Négocier ? On ne négocie pas bien en commençant par trahir ses promesses, c’est en effet ce qu’a fait Mittal. Un dirigeant qui sait certes acheter et restructurer mais, ses cadres le savent, qui ne sait ni vendre, ni sortir proprement de ce type de situation. ET, on ne négocie pas en insultant son adversaire dans la presse ni en bluffant grossièrement surtout quand on n’a pas de « MESORE » dans sa manche (Meilleure Solution de Rechange) or c’est ce qu’a fait Montebourg. Un politicien qui cherche à se construire une image pour la prochaine présidentielle. En espérant ainsi mettre de son côté les sentiments du peuple de gauche en France, Montebourg s’est attiré la désapprobation des pragmatiques européens et internationaux. Les allemands notamment ont déjà, dans la Ruhr et ailleurs, su gérer de telles situations. Les milieux d’affaires mondiaux, Indiens et autres se voient renforcés dans leur idée que  la France est l’un des derniers pays communistes de la planète. L’un s’est disqualifié par ses mensonges, l’autre par ses rodomontades. On ne peut plus négocier.

Ce que médiation veut dire !

Malheureusement, ce qui vient d’être décrit ci-dessus sont les préalables d’une situation perdant-perdant. Les égoïsmes et la bêtise des deux camps ont capitalisé sur les peurs et sur les clichés au lieu d’essayer d’optimiser les intérêts des DEUX parties. Et cela nécessite d’oublier le passé et les dogmes, surtout les douteuses abstractions qui finissent en « -ismes » et qui mobilisent tant les médias. 

Montebourg et Mittal ont démontré l’un et l’autre leur INCOMPETENCE pour négocier à ce stade. Il leur faudrait un tiers vraiment neutre pas forcément spécialiste du syndicalisme, ni de la production d’acier, ni du fonctionnement d’une firme mondiale mais tout de même bien informé. Il faudrait un facilitateur rompu à la négociation qui aille en douce prendre Mittal par la main dans sa cuisine de Londres et celle d’Eyrault à l’hôtel Matignon et qui soit suffisamment crédible et charismatique pour les amener à vouloir reconnaître en privé la position de l’autre.
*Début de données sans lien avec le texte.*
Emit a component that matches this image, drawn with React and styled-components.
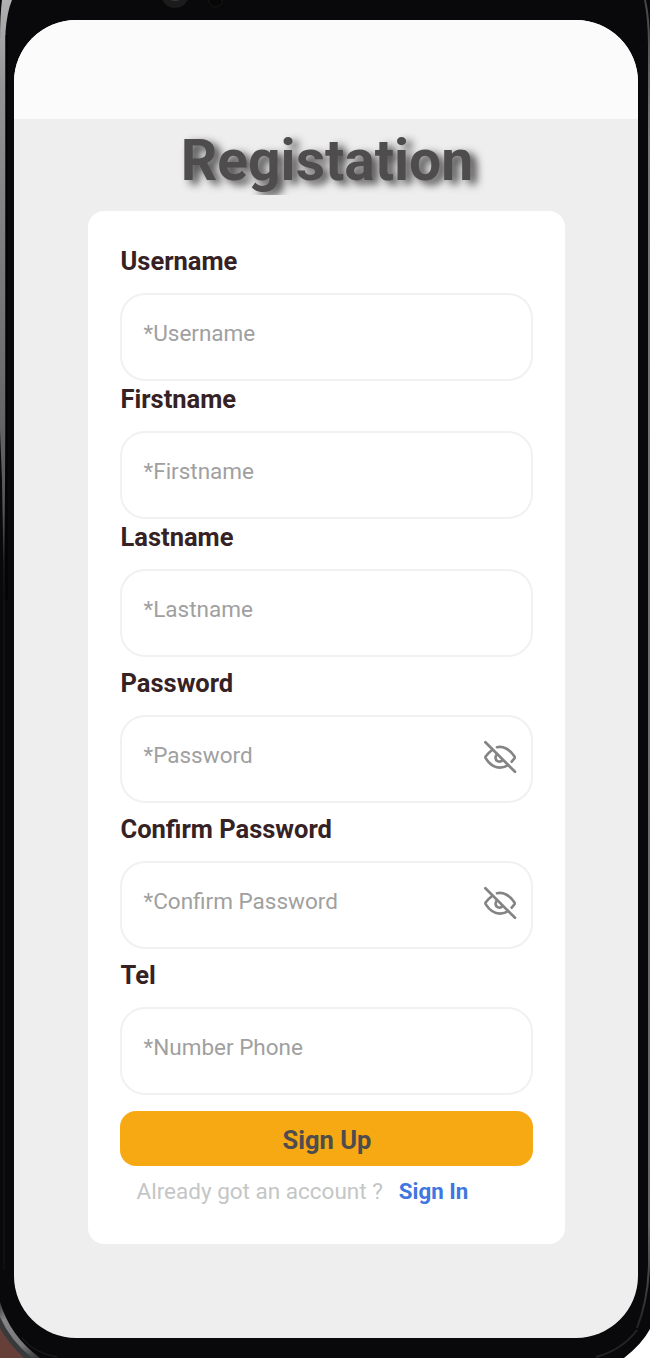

Ensuite seulement, on pourrait parler de l’avenir de l’IRSID, d’Ulcos, de la sidérurgie sur l’eau de Dunkerque et de Fos-sur-Mer et du financement de la reconversion des Métallos lorrains. Mittal dont l’image est atroce dans de nombreux pays redorerait son blason et de continuerait sa stratégie (qui n’est pas libérale mais monopolistique mais c’est un autre problème). Le gouvernement Eyrault (qui devrait se séparer de Montebourg) démontrerait que l’on peut être discret et efficace. Il rassurait ainsi les milieux internationaux (la finance internationale prête à la France à moins de 2% actuellement !) et ses frileux alliés européens dont il ne peut pas se passer.

En quoi sommes-nous concernés ?

En rien car nous ne conseillons pas les belligérants et en tout car la bêtise ambiante nous guète tous. Je crains que, dans cette affaire, la bêtise ne gagne. Mais faites circuler ce papier. Il se peut que l’on finisse par comprendre ce que « NEGOCIER » veut dire sur un plan profond.
Quand à MEDIER, c’est prendre les belligérants par la main (Là où leurs émotions et leurs préjugés les ont stupidement enfermés) et créer les conditions d’une négociation mutuellement fructueuse. Attention, ce n’est pas un rêve de « bisounours ». A l’arrivée, il y aura certainement 625 licenciements d’un côté et un chèque de l’autre. Mais en plus, il pourrait aussi y avoir de précieuses coopérations autour de l’IRSID car à mon avis, la planète aura encore besoin d’aciers spéciaux et de compétences pour que l’on continue sans cesse à améliorer les conditions économiques et écologiques de production et la qualité des aciers. 

Choisissons l’intelligence pour sauver ce qui peut être un atout pour l’avenir.